Reasonable answers, but if you agree then what is this whole thread about?
shmoe said:
I don't understand what you think is new or worthy of a patent.
The sieve of Eratosthenes is rather slow. My method based on a link that exists in between the sieve of Eratosthenes is rapidly quick, even with the larger numbers (though my computer only allows me to go to one hundred billion (yes, all primes captured), and my requests to use super computers were all for naught.) While getting all prime numbers takes up time, getting the primes between 99,999,999,000 and 100,000,000,000 is perky quick. Prime numbers are the basis for securing online banking; I don't know, maybe it can be the motor for some impossible to crack codes.
shmoe said:
That your "jump.gif" chart has a pattern that can apparently go backwards nicely is only because your table is too short.
The 'etcetera" at the bottom is not misleading in that the pattern is
not based on prime numbers, but on figuring out which numbers are multiplications in first and fifth positions. I am not interested in why the prime numbers are what they are, but why the other numbers in first and fifth position are not prime numbers. So, the patterns in the "jump.gif" continues indefinitively (prime number or not), while knocking numbers off the prime number list. Number 25 is only a redundacy on this list (because it is a multiplication of 5 and knocks off the exact same numbers as 5 already took off the list). Yet number 25 is part of the patterns, and helps establish correct patterns that follow.
shmoe said:
Including 0 as a natural number or not is totally irrelevant to how any number theorist will think.

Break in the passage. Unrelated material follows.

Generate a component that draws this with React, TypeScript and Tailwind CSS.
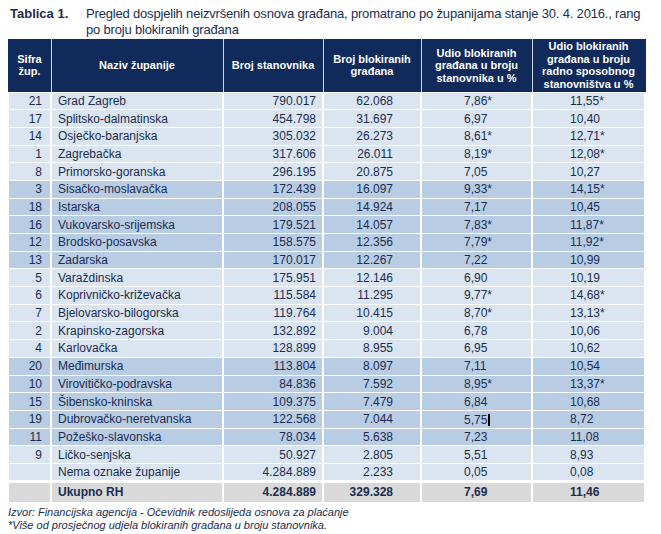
const rows: [string, string, string, string, string, string, "L" | "D"][] = [
  ["21", "Grad Zagreb", "790.017", "62.068", "7,86*", "11,55*", "L"],
  ["17", "Splitsko-dalmatinska", "454.798", "31.697", "6,97", "10,40", "L"],
  ["14", "Osječko-baranjska", "305.032", "26.273", "8,61*", "12,71*", "L"],
  ["1", "Zagrebačka", "317.606", "26.011", "8,19*", "12,08*", "L"],
  ["8", "Primorsko-goranska", "296.195", "20.875", "7,05", "10,27", "L"],
  ["3", "Sisačko-moslavačka", "172.439", "16.097", "9,33*", "14,15*", "D"],
  ["18", "Istarska", "208.055", "14.924", "7,17", "10,45", "D"],
  ["16", "Vukovarsko-srijemska", "179.521", "14.057", "7,83*", "11,87*", "D"],
  ["12", "Brodsko-posavska", "158.575", "12.356", "7,79*", "11,92*", "D"],
  ["13", "Zadarska", "170.017", "12.267", "7,22", "10,99", "D"],
  ["5", "Varaždinska", "175.951", "12.146", "6,90", "10,19", "L"],
  ["6", "Koprivničko-križevačka", "115.584", "11.295", "9,77*", "14,68*", "L"],
  ["7", "Bjelovarsko-bilogorska", "119.764", "10.415", "8,70*", "13,13*", "L"],
  ["2", "Krapinsko-zagorska", "132.892", "9.004", "6,78", "10,06", "L"],
  ["4", "Karlovačka", "128.899", "8.955", "6,95", "10,62", "L"],
  ["20", "Međimurska", "113.804", "8.097", "7,11", "10,54", "D"],
  ["10", "Virovitičko-podravska", "84.836", "7.592", "8,95*", "13,37*", "D"],
  ["15", "Šibensko-kninska", "109.375", "7.479", "6,84", "10,68", "D"],
  ["19", "Dubrovačko-neretvanska", "122.568", "7.044", "5,75", "8,72", "D"],
  ["11", "Požeško-slavonska", "78.034", "5.638", "7,23", "11,08", "D"],
  ["9", "Ličko-senjska", "50.927", "2.805", "5,51", "8,93", "L"],
  ["", "Nema oznake županije", "4.284.889", "2.233", "0,05", "0,08", "L"],
];

const td = "border-x-2 border-y border-white p-0 leading-none";
const tot = "border-x-2 border-t-[3px] border-white p-0";

export default function App() {
  return (
    <div className="min-h-[534px] w-[661px] bg-white text-[#1a2d50] font-['Liberation_Sans',Arial,sans-serif]">
      {/* naslov tablice */}
      <div className="flex pl-[10px] pt-[6px] text-[13px] leading-[16px]">
        <div className="w-[76px] shrink-0 font-bold">Tablica 1.</div>
        <div className="whitespace-nowrap tracking-[-0.18px]">
          Pregled dospjelih neizvršenih osnova građana, promatrano po županijama stanje 30. 4. 2016., rang
          <br />
          po broju blokiranih građana
        </div>
      </div>

      <table className="ml-[7px] mt-[1px] w-[637px] table-fixed border-collapse text-[12px]">
        <colgroup>
          <col className="w-[43px]" />
          <col className="w-[172px]" />
          <col className="w-[100px]" />
          <col className="w-[98px]" />
          <col className="w-[111px]" />
          <col className="w-[113px]" />
        </colgroup>
        <thead>
          <tr className="h-[53px] bg-[#0f2a5b] text-center text-[11px] font-bold leading-[12.5px] text-white">
            <th className="border-x border-b border-white/80 border-l-[#0f2a5b]">
              Sifra
              <br />
              žup.
            </th>
            <th className="border-x border-b border-white/80">Naziv županije</th>
            <th className="border-x border-b border-white/80">Broj stanovnika</th>
            <th className="border-x border-b border-white/80">
              Broj blokiranih
              <br />
              građana
            </th>
            <th className="border-x border-b border-white/80">
              Udio blokiranih
              <br />
              građana u broju
              <br />
              stanovnika u %
            </th>
            <th className="border-x border-b border-white/80 border-r-[#0f2a5b]">
              Udio blokiranih
              <br />
              građana u broju
              <br />
              radno sposobnog
              <br />
              stanovništva u %
            </th>
          </tr>
        </thead>
        <tbody>
          {rows.map((r) => (
            <tr key={r[1]} className={"h-[17.7px] " + (r[6] === "L" ? "bg-[#dbe5f1]" : "bg-[#b8cce4]")}>
              <td className={td + " pr-[8px] text-right"}>{r[0]}</td>
              <td className={td + " pl-[6px]"}>{r[1]}</td>
              <td className={td + " pr-[6px] text-right"}>{r[2]}</td>
              <td className={td + " pr-[27px] text-right"}>{r[3]}</td>
              <td className={td + " pl-[42px]"}>
                {r[4]}
                {r[1] === "Dubrovačko-neretvanska" && (
                  <span className="ml-px inline-block h-[12px] w-[2px] translate-y-[2px] bg-black" />
                )}
              </td>
              <td className={td + " pl-[37px]"}>{r[5]}</td>
            </tr>
          ))}
          <tr className="h-[21px] bg-[#d9d9d9] font-bold">
            <td className={tot} />
            <td className={tot + " pl-[6px]"}>Ukupno RH</td>
            <td className={tot + " pr-[6px] text-right"}>4.284.889</td>
            <td className={tot + " pr-[27px] text-right"}>329.328</td>
            <td className={tot + " pl-[42px]"}>7,69</td>
            <td className={tot + " pl-[37px]"}>11,46</td>
          </tr>
        </tbody>
      </table>

      <div className="mt-[4px] pl-[8px] text-[11px] italic leading-[13px]">
        <p>Izvor: Financijska agencija - Očevidnik redoslijeda osnova za plaćanje</p>
        <p>*Više od prosječnog udjela blokiranih građana u broju stanovnika.</p>
      </div>
    </div>
  );
}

I agree. I just had to mention it, because the links I used belong to my book that establishes reasonable (mathematical) evidence that a unified field of forces cannot exist, since a platform on which a theory of everything can be placed has to include the force of separation as well. While nothing is just plain nothing, there is a function attached to it; very much like the zero in the binary system is crucial.
A definition is simply just that, a definition, but the existence of zero in a certain spot in one definition (with
set theory) and in a different spot in another definition (in
number theory) gives insight into the trivial nature of definitions. As such it establishes that it is part of the human aspect of mathematics (where most people do not expect any human interference).
shmoe said:
The same goes for putting 1 in it's own special category. The fact that it has a multiplicative inverse in the integers makes it fundamentally different from everything else.
Correct. It is a trivial definition for which some evidence can be given
for, and some evidence can given
against. As you can read in my chapter 5 I have no problems with definitions and various outcomes. I rebut 1 as a prime later in this chapter. 1 is a very special number.
My counter question:
Why this thread (of five pages long already) if all you are curious about is the fact that prime numbers often (especially in the beginning) appear in couples. It is so simple.
Imagine a bowling lane. The prime numbers are the pins that remained standing after a ball ran through the other pins. Prime numbers are numbers that had nothing happening to them. And why are they paired in two's? Because a bowling center has multiple lanes. The chance that the first and the last pins remain standing on a lane is - on average - better than any other pattern to form.
In lane One the last pin remains standing, while in lane Two the first and the last pins remain standing, where in lane Three the first but not the last pin remains standing. Voila, a pattern has been established where we see a pairing up of primes with a last pin standing on one lane close to a first pin standing on the next lane. It has nothing to do with the pins themselves, but everything with their location and the existence of separate lanes. The lanes in this particular indefinite bowling center have 6 pins each, while the number of balls thrown per lane slowly increases when moving up along the lanes; taking more pins out the further away the lane is from the start.